The other night I was bored. Shawn had gone off to write (his usual post-dinner routine), and although I had just made a delicious chili dinner, I still had some kitchen time left in me. When I get this baking kick on a random night, I normally don't have all the ingredients I need to make anything. I'm either missing chocolate chips, or oatmeal, or whatever...but this time I checked and had just enough to make oatmeal cookies from the Best Light Recipe cookbook from America's Test Kitchen. So I thought.
I got started with the process of mixing my dry ingredients, creamed my sugars and was getting ready to add the next ingredient, vanilla, when it struck me. I used all my vanilla for the Cookie Monster cupcakes and hadn't bought anymore. Here I am with almost all of my ingredients ready to go, without one pretty major ingredient. I scour my cabinets for something similar to vanilla, but come up empty-handed. With a bit of a wince and my fingers crossed, I add about a tablespoon of cognac I have left from another recipe and a touch of almond extract. I was using almonds and nuts in the cookies already--it could only help, right?
I left the sugar mixture sitting for a few minutes while figuring out my flavoring problem and inadvertently used a technique from the Test Kitchen's perfect chocolate chip cookies (the recipe I used for Cookie Monster's favorite treat). I let the sugar mixture sit, letting it dissolve more, then whipped it again. The result? A more caramelized and richer cookie.
I finished chopping up my ingredients, threw it all together, and baked as directed, crossing my fingers the whole time the almond extract wouldn't overwhelm everything and the cognac would hold up against all the other flavors.

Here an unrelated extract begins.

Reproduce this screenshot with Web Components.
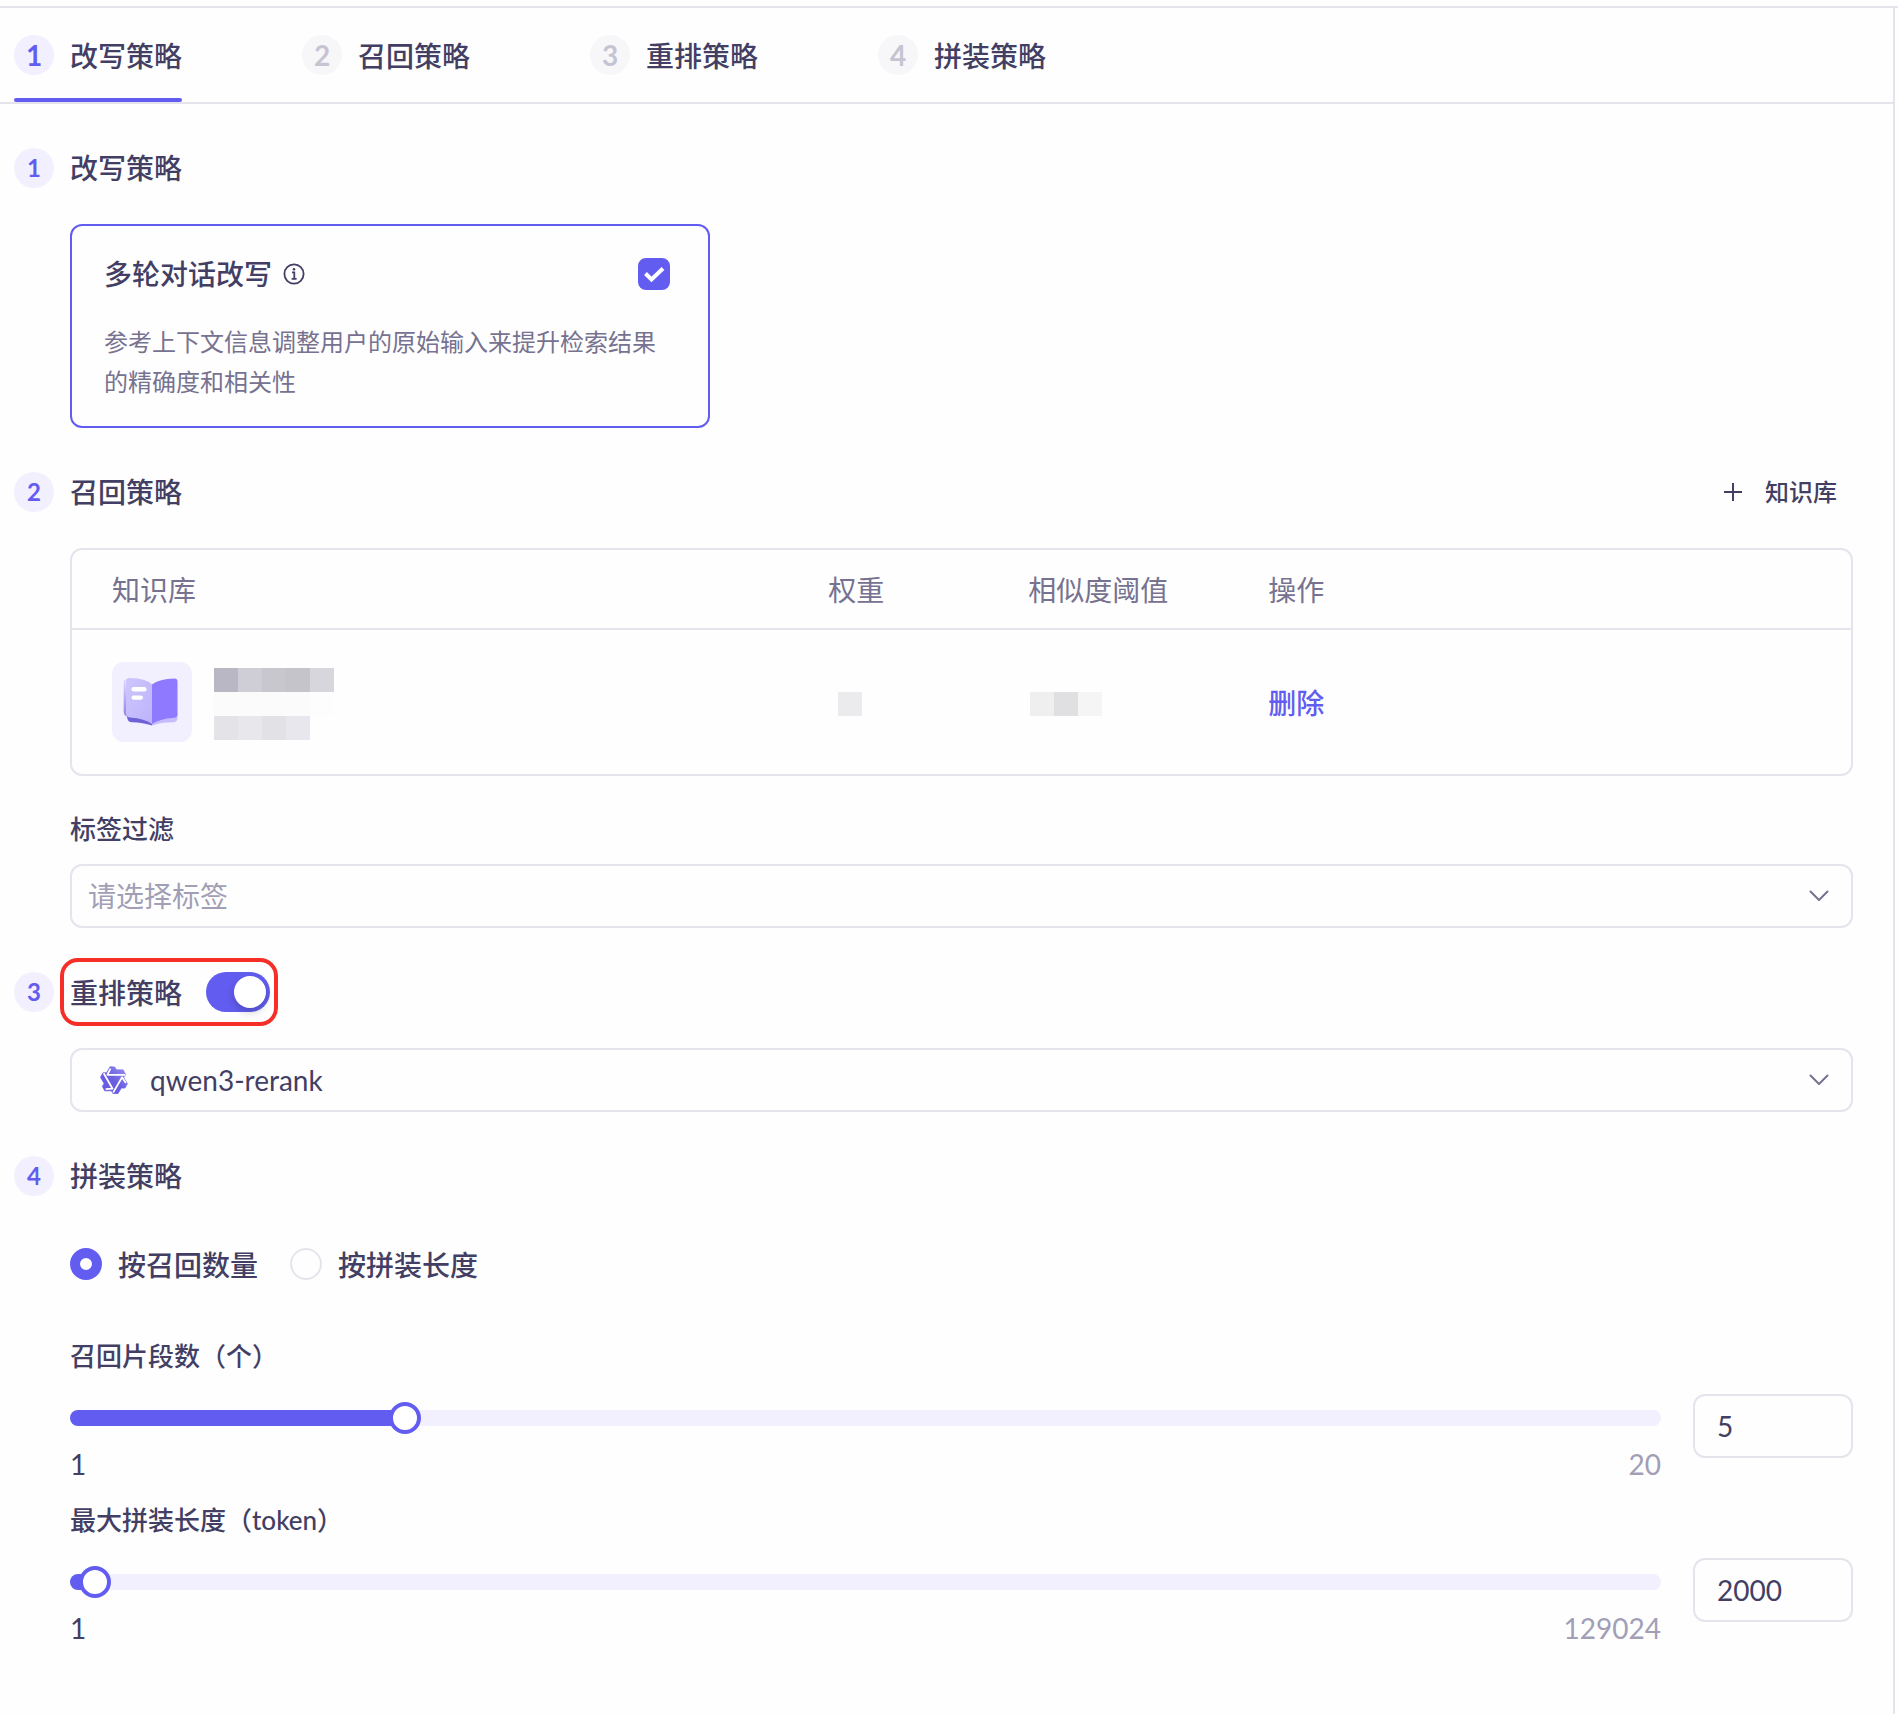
<!DOCTYPE html>
<html lang="zh-CN">
<head>
<meta charset="utf-8">
<meta name="viewport" content="width=device-width, initial-scale=1">
<title>检索策略</title>
<style>
  :root {
    --primary: #625df0;
    --primary-soft: #f2f0fe;
    --ink: #433f64;
    --ink-2: #767290;
    --ink-3: #a19eb5;
    --line: #e5e4ec;
    --surface: #fefefe;
  }
  html { background: var(--surface); }
  body {
    margin: 0;
    color: var(--ink);
    font-family: Lato, "Noto Sans CJK SC", sans-serif;
    font-size: 28px;
    line-height: 40px;
  }
</style>
</head>
<body>
<strategy-page>
  <strategy-tabs slot="tabs">
    <strategy-tab step="1" active>改写策略</strategy-tab>
    <strategy-tab step="2">召回策略</strategy-tab>
    <strategy-tab step="3">重排策略</strategy-tab>
    <strategy-tab step="4">拼装策略</strategy-tab>
  </strategy-tabs>

  <strategy-section step="1" id="step-1">
    <span slot="title">改写策略</span>
    <option-card>
      <span slot="title">多轮对话改写</span>
      参考上下文信息调整用户的原始输入来提升检索结果的精确度和相关性
    </option-card>
  </strategy-section>

  <strategy-section step="2" id="step-2">
    <span slot="title">召回策略</span>
    <add-button slot="action">知识库</add-button>
    <knowledge-table></knowledge-table>
    <select-field label="标签过滤" value="请选择标签" placeholder></select-field>
  </strategy-section>

  <strategy-section step="3" id="step-3">
    <switch-title slot="title">重排策略</switch-title>
    <select-field name="重排策略" value="qwen3-rerank"><qwen-logo slot="icon"></qwen-logo></select-field>
  </strategy-section>

  <strategy-section step="4" id="step-4">
    <span slot="title">拼装策略</span>
    <mode-radios></mode-radios>
    <slider-field label="召回片段数（个）" min="1" max="20" value="5"></slider-field>
    <slider-field label="最大拼装长度（token）" min="1" max="129024" value="2000"></slider-field>
  </strategy-section>
</strategy-page>

<script>
const base = '*,*::before,*::after{box-sizing:border-box}';

function define(name, render, setup) {
  customElements.define(name, class extends HTMLElement {
    connectedCallback() {
      if (this.shadowRoot) return;
      const root = this.attachShadow({ mode: 'open' });
      const template = document.createElement('template');
      template.innerHTML = render(this);
      root.append(template.content.cloneNode(true));
      if (setup) setup(root, this);
    }
  });
}

define('strategy-page', () => `
  <style>${base}
    :host { display: block; padding-top: 6px; }
    .frame { border-top: 2px solid var(--line); }
    .panel { margin-right: 3px; border-right: 2px solid var(--line); min-height: calc(100vh - 8px); }
    main { display: flex; flex-direction: column; gap: 44px; padding: 44px 40px 44px 14px; }
  </style>
  <div class="frame"><div class="panel">
    <slot name="tabs"></slot>
    <main><slot></slot></main>
  </div></div>`);

define('strategy-tabs', () => `
  <style>${base}
    :host { display: block; border-bottom: 2px solid var(--line); }
    nav { display: flex; gap: 120px; padding: 0 14px; }
  </style>
  <nav><slot></slot></nav>`);

define('step-badge', () => `
  <style>${base}
    :host {
      display: flex; align-items: center; justify-content: center; flex: none;
      width: 40px; height: 40px; border-radius: 50%;
      background: var(--primary-soft); color: var(--primary);
      font-weight: 700; font-size: 24px; line-height: 40px;
    }
    :host([large]) { font-size: 28px; }
    :host([muted]) { background: #f7f7f9; color: #c6c4d3; }
  </style>
  <slot></slot>`);

define('strategy-tab', el => `
  <style>${base}
    :host { display: block; }
    a {
      position: relative; display: flex; align-items: center; gap: 16px;
      height: 94px; color: inherit; text-decoration: none; font-weight: 500;
    }
    .text { padding-top: 2px; }
    :host([active]) a::after {
      content: ""; position: absolute; left: 0; right: 0; bottom: 0;
      height: 4px; border-radius: 2px; background: var(--primary);
    }
  </style>
  <a href="#step-${el.getAttribute('step')}">
    <step-badge large ${el.hasAttribute('active') ? '' : 'muted'}>${el.getAttribute('step')}</step-badge>
    <span class="text"><slot></slot></span>
  </a>`);

define('strategy-section', el => `
  <style>${base}
    :host { display: block; }
    header { display: flex; align-items: center; gap: 16px; height: 40px; }
    h2 { margin: 0; flex: 1; font-size: 28px; line-height: 42px; font-weight: 500; }
    .body { padding: 36px 0 0 56px; }
  </style>
  <header>
    <step-badge>${el.getAttribute('step')}</step-badge>
    <h2><slot name="title"></slot></h2>
    <slot name="action"></slot>
  </header>
  <div class="body"><slot></slot></div>`);

define('option-card', () => `
  <style>${base}
    :host { display: block; max-width: 640px; }
    label {
      display: block; padding: 28px 38px 24px 32px;
      border: 2px solid var(--primary); border-radius: 12px; cursor: pointer;
    }
    .head { display: flex; align-items: center; gap: 10px; height: 40px; font-weight: 500; }
    .info { width: 24px; height: 24px; margin-right: auto; }
    .tick { display: grid; }
    .tick > * { grid-area: 1 / 1; }
    input {
      appearance: none; margin: 0; width: 32px; height: 32px;
      border: 2px solid var(--line); border-radius: 8px;
    }
    input:checked { background: var(--primary); border-color: var(--primary); }
    .tick svg { width: 32px; height: 32px; pointer-events: none; }
    input:not(:checked) + svg { visibility: hidden; }
    p { margin: 28px -6px 0 0; font-size: 24px; line-height: 40px; color: var(--ink-2); }
  </style>
  <label>
    <span class="head">
      <slot name="title"></slot>
      <svg class="info" viewBox="0 0 24 24" fill="none" stroke="currentColor" stroke-width="1.8">
        <circle cx="12" cy="12" r="9.6"/>
        <path d="M10 10.4h2.3v6.2M9.6 16.8h5"/>
        <circle cx="12" cy="7.2" r="1.3" fill="currentColor" stroke="none"/>
      </svg>
      <span class="tick">
        <input type="checkbox" checked>
        <svg viewBox="0 0 32 32" fill="none" stroke="#fff" stroke-width="4"><path d="M7.5 15.5l6 6L25 10.5"/></svg>
      </span>
    </span>
    <p><slot></slot></p>
  </label>`);

define('add-button', () => `
  <style>${base}
    :host { display: block; }
    button {
      display: flex; align-items: center; gap: 21px; padding: 0 16px 0 0;
      border: 0; background: none; color: inherit; cursor: pointer;
      font: inherit; font-weight: 500; font-size: 24px; line-height: 40px;
    }
    svg { width: 22px; height: 22px; }
  </style>
  <button type="button">
    <svg viewBox="0 0 22 22" stroke="currentColor" stroke-width="2"><path d="M11 2v18M2 11h18"/></svg>
    <slot></slot>
  </button>`);

define('pixel-mask', el => `
  <style>${base}
    :host { display: flex; }
    i { width: 24px; height: 24px; }
  </style>
  ${el.getAttribute('shades').split(' ').map(c => `<i style="background:${c}"></i>`).join('')}`);

define('book-icon', () => `
  <style>:host{display:block;flex:none} svg{display:block;width:80px;height:80px}</style>
  <svg viewBox="0 0 80 80">
    <defs>
      <linearGradient id="page" x1="0" y1="0" x2="1" y2="1">
        <stop offset="0" stop-color="#cdc6fd"/><stop offset="1" stop-color="#bdb3fb"/>
      </linearGradient>
      <linearGradient id="edge" x1="0" y1="0" x2="0" y2="1">
        <stop offset="0" stop-color="#ddd8fe"/><stop offset="1" stop-color="#8f82ea"/>
      </linearGradient>
    </defs>
    <rect width="80" height="80" rx="12" fill="#f2effe"/>
    <path d="M14 51 L15.5 57 Q16.500 60.200 20 60.300 Q31 60.500 40 63.500 L40 60 Z" fill="#6f61d6"/>
    <path d="M65.500 51 V56 Q65.500 60 61.500 60.200 Q48 60.300 40 63.500 L40 59 Z" fill="#c5bcfd"/>
    <path d="M13.500 17 Q11.700 18 11.700 21 V50 Q11.800 53 14.500 54.500 Z" fill="url(#edge)"/>
    <path d="M17 16 Q33 15.600 40 22.500 V62 Q33 56.500 18 55.500 Q14 55 14 51 V19 Q14 16.200 17 16Z" fill="url(#page)"/>
    <path d="M62.500 16.500 Q47 17 40 22.500 V62 Q47 57 62 55.800 Q65.500 55.400 65.500 52 V19.500 Q65.500 16.500 62.500 16.500Z" fill="#8f79ff"/>
    <rect x="19.500" y="25" width="15" height="4.500" rx="2.200" fill="#fff"/>
    <rect x="19.500" y="33.500" width="11.500" height="4.200" rx="2.100" fill="#fff"/>
  </svg>`);

define('knowledge-table', () => `
  <style>${base}
    :host { display: block; }
    table {
      width: 100%; table-layout: fixed; border-collapse: separate; border-spacing: 0;
      border: 2px solid var(--line); border-radius: 12px;
    }
    col.weight { width: 200px; }
    col.threshold { width: 240px; }
    col.action { width: 35%; }
    th, td { padding: 2px 0 0 40px; text-align: left; vertical-align: middle; }
    th { height: 80px; border-bottom: 2px solid var(--line); color: var(--ink-2); font-weight: 400; }
    td { height: 144px; }
    td:first-child { padding-top: 0; }
    .base { display: flex; align-items: center; gap: 22px; }
    .lines { display: flex; flex-direction: column; padding-top: 4px; }
    .weight-mask { padding: 2px 0 0 10px; }
    .threshold-mask { padding: 2px 0 0 2px; }
    a { color: var(--primary); text-decoration: none; font-weight: 500; }
  </style>
  <table>
    <colgroup><col><col class="weight"><col class="threshold"><col class="action"></colgroup>
    <thead><tr><th>知识库</th><th>权重</th><th>相似度阈值</th><th>操作</th></tr></thead>
    <tbody><tr>
      <td><div class="base"><book-icon></book-icon><div class="lines">
        <pixel-mask shades="#b9b7c3 #cfcdd5 #c8c7cd #c5c4ca #d7d6dc"></pixel-mask>
        <pixel-mask shades="#fbfbfc #fbfbfc #fbfbfc #fbfbfc #fdfdfd"></pixel-mask>
        <pixel-mask shades="#e4e3e8 #e8e7ec #e2e1e6 #e8e7ed"></pixel-mask>
      </div></div></td>
      <td><pixel-mask class="weight-mask" shades="#ebebed"></pixel-mask></td>
      <td><pixel-mask class="threshold-mask" shades="#efefef #e0e0e2 #f5f5f5"></pixel-mask></td>
      <td><a href="#step-2">删除</a></td>
    </tr></tbody>
  </table>`);

define('qwen-logo', () => `
  <style>:host{display:block} svg{display:block;width:28px;height:28px}</style>
  <svg viewBox="0 0 24 24">
    <defs>
      <linearGradient id="q" x1="1" y1="0" x2="0" y2="1">
        <stop offset="0" stop-color="#9a93f4"/><stop offset=".5" stop-color="#6a5fe0"/><stop offset="1" stop-color="#6558e8"/>
      </linearGradient>
      <path id="arm" d="M9 2.200 L6.300 7.500 H21.600"/>
    </defs>
    <path fill="url(#q)" d="M12.600 .8 L14.100 3.300 H19.900 L22 7.300 L20.400 9.900 L23.500 15.200 L21.400 18.900 H18.300 L15.300 23.800 H11.200 L9.800 21.300 H4.100 L2 17.600 L3.500 15 L.4 9.600 L2.600 5.800 H5.600 L8.600 .6 Z" stroke="url(#q)" stroke-width=".6" stroke-linejoin="round"/>
    <g fill="none" stroke="#fff" stroke-width="1.500" stroke-linejoin="round">
      <use href="#arm"/>
      <use href="#arm" transform="rotate(120 12 12.200)"/>
      <use href="#arm" transform="rotate(240 12 12.200)"/>
    </g>
  </svg>`);

define('select-field', el => {
  const label = el.getAttribute('label');
  const value = el.getAttribute('value');
  const aria = label ? '' : `aria-label="${el.getAttribute('name')}"`;
  return `
  <style>${base}
    :host { display: block; }
    label { display: block; padding-top: 33px; margin-bottom: 15px; font-size: 26px; font-weight: 500; }
    .box { display: grid; grid-template-columns: auto 1fr auto; align-items: center; }
    select {
      grid-area: 1 / 1 / 2 / 4; appearance: none; width: 100%; height: 64px; margin: 0;
      padding: 0 64px 0 16px; border: 2px solid var(--line); border-radius: 12px;
      background: transparent; color: inherit; font: inherit;
    }
    :host([placeholder]) select { color: var(--ink-3); }
    :host([name]) select { padding-left: 78px; }
    .icon { grid-area: 1 / 1; padding-left: 30px; pointer-events: none; }
    .arrow { grid-area: 1 / 3; width: 24px; height: 24px; margin-right: 22px; color: var(--ink-2); pointer-events: none; }
  </style>
  ${label ? `<label for="field">${label}</label>` : ''}
  <div class="box">
    <select id="field" ${aria}><option>${value}</option></select>
    <span class="icon"><slot name="icon"></slot></span>
    <svg class="arrow" viewBox="0 0 24 24" fill="none" stroke="currentColor" stroke-width="2" stroke-linecap="round" stroke-linejoin="round"><path d="M3.500 7.500l8.500 8.500 8.500-8.500"/></svg>
  </div>`;
});

define('switch-title', () => `
  <style>${base}
    :host { display: flex; }
    label { position: relative; display: flex; align-items: center; gap: 24px; height: 40px; cursor: pointer; }
    label::after {
      content: ""; position: absolute; inset: -14px -8px -14px -10px;
      border: 4px solid #f52f27; border-radius: 18px; pointer-events: none;
    }
    .text { padding-top: 2px; line-height: 40px; }
    input {
      appearance: none; display: flex; justify-content: flex-start; margin: 0; padding: 4px;
      width: 64px; height: 40px; border-radius: 20px; background: #c6c4d3;
    }
    input:checked { justify-content: flex-end; background: var(--primary); }
    input::before {
      content: ""; width: 32px; height: 32px; border-radius: 50%;
      background: #fff; box-shadow: 0 4px 8px rgba(0, 0, 0, .2);
    }
  </style>
  <label><span class="text"><slot></slot></span><input type="checkbox" role="switch" checked></label>`);

define('mode-radios', () => `
  <style>${base}
    :host { display: flex; gap: 32px; height: 64px; align-items: center; margin-bottom: 40px; font-weight: 500; }
    label { display: flex; align-items: center; gap: 16px; cursor: pointer; }
    span { padding-top: 2px; }
    input {
      appearance: none; margin: 0; width: 32px; height: 32px;
      border: 2px solid var(--line); border-radius: 50%;
    }
    input:checked { border: 10px solid var(--primary); }
  </style>
  <label><input type="radio" name="mode" checked><span>按召回数量</span></label>
  <label><input type="radio" name="mode"><span>按拼装长度</span></label>`);

define('slider-field', el => {
  const label = el.getAttribute('label');
  const min = el.getAttribute('min'), max = el.getAttribute('max'), value = el.getAttribute('value');
  return `
  <style>${base}
    :host { display: block; }
    .label { display: block; font-size: 26px; font-weight: 500; margin-bottom: 18px; }
    .row { display: flex; align-items: flex-start; gap: 32px; padding-bottom: 16px; }
    .slider { flex: 1; padding-top: 8px; }
    .rail { display: grid; align-items: center; }
    .track { grid-area: 1 / 1; height: 16px; border-radius: 8px; background: var(--primary-soft); overflow: hidden; }
    .fill { height: 16px; width: var(--ratio); background: var(--primary); }
    input[type="range"] {
      grid-area: 1 / 1; appearance: none; height: 32px; margin: 0 -16px;
      background: transparent; z-index: 1;
    }
    input[type="range"]::-webkit-slider-thumb {
      appearance: none; width: 32px; height: 32px; border-radius: 50%;
      border: 4px solid var(--primary); background: #fff;
    }
    .ends { display: flex; justify-content: space-between; margin-top: 10px; }
    .max { color: var(--ink-3); }
    input[type="number"] {
      appearance: textfield; width: 160px; height: 64px; margin: 0; padding: 0 22px;
      border: 2px solid var(--line); border-radius: 12px;
      background: transparent; color: inherit; font: inherit;
    }
    input[type="number"]::-webkit-inner-spin-button { appearance: none; margin: 0; }
  </style>
  <label class="label" for="number">${label}</label>
  <div class="row">
    <div class="slider">
      <div class="rail">
        <div class="track"><div class="fill"></div></div>
        <input type="range" aria-label="${label}" min="${min}" max="${max}" value="${value}">
      </div>
      <div class="ends"><span>${min}</span><span class="max">${max}</span></div>
    </div>
    <input type="number" id="number" min="${min}" max="${max}" value="${value}">
  </div>`;
}, (root, el) => {
  const range = root.querySelector('[type="range"]');
  const number = root.querySelector('[type="number"]');
  const sync = () => {
    const ratio = (range.value - range.min) / (range.max - range.min);
    el.style.setProperty('--ratio', `${ratio * 100}%`);
  };
  range.addEventListener('input', () => { number.value = range.value; sync(); });
  number.addEventListener('input', () => { range.value = number.value; sync(); });
  sync();
});
</script>
</body>
</html>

The results were spectacular. I didn't overbake them and ended up with a chewy cookie with a nice crunch along the edge and perfect caramelized flavor. I love happy accidents.
|Let cool in the pan for 5 minutes, then move to a wire rack (or eat them while still warm and gooey)|
|All the extra goodies I added ended up making a few more than 24 cookies, as written|
by America's Test Kitchen
[substitutions noted in brackets]
1 cup old-fashioned rolled oats
3/4 cup (3 3/4 oz) unbleached all-purpose flour [I used 2 oz all-purpose & 1 3/4 oz whole wheat flour]
1/4 tsp ground cinnamon
1/4 tsp baking soda
1/4 tsp salt
4 Tbsp unsalted butter, melted & cooled
1 large egg
1 Tbsp vanilla extract [1 Tbsp cognac, dash of almond extract]
1 cup packed (7 oz) dark brown sugar
1/2 cup raisins [1 packet of raw TJ's trail mix chopped, 1/4 c chopped white chocolate, 1/4 c semi-sweet chocolate chips]
1. Adjust an oven rack to the middle position and heat the oven to 350 degrees. Line 2 baking sheets with parchment paper.
2. Whisk the oats, flour, cinnamon, baking soda, and salt together in a medium bowl; set aside. In a large bowl, whisk the butter, egg, and vanilla together. Stir in the brown sugar until smooth, smearing any remaining clumps of sugar against the side of the bowl with a rubber spatula. [Let sit for a few minutes, whisk again, let sit again, then whisk again.] Stir in the oat mixture and raisins until thoroughly combined.
3. Working with a level tablespoon of dough each time, roll the dough into 1-inch balls. (If the dough is too soft to roll, refrigerate until firm.) Place the balls on the prepared baking sheets, spacing them about 2 1/2 inches apart (you will fit 12 on each baking sheet). [My recipe produced a bit more dough due to the extra goodies I added, so it's more like 28 cookies on mine.]
4. Bake the cookies, one tray at a time, until the edges are light golden and the centers are just set, 11 to 13 minutes, rotating the tray halfway through baking (do not overbake). Cool the cookies on the baking sheets for 5 minutes, then serve warm, or transfer to a wire rack and cool completely. Bake the second tray while the first tray cools.
Per cookie: Cal 90; Fat 2.5 g; Sat fat 1.5 g; Chol 15 mg; Carb 16 g; Protein 1 g; Fiber 1 g; Sodium 30 mg.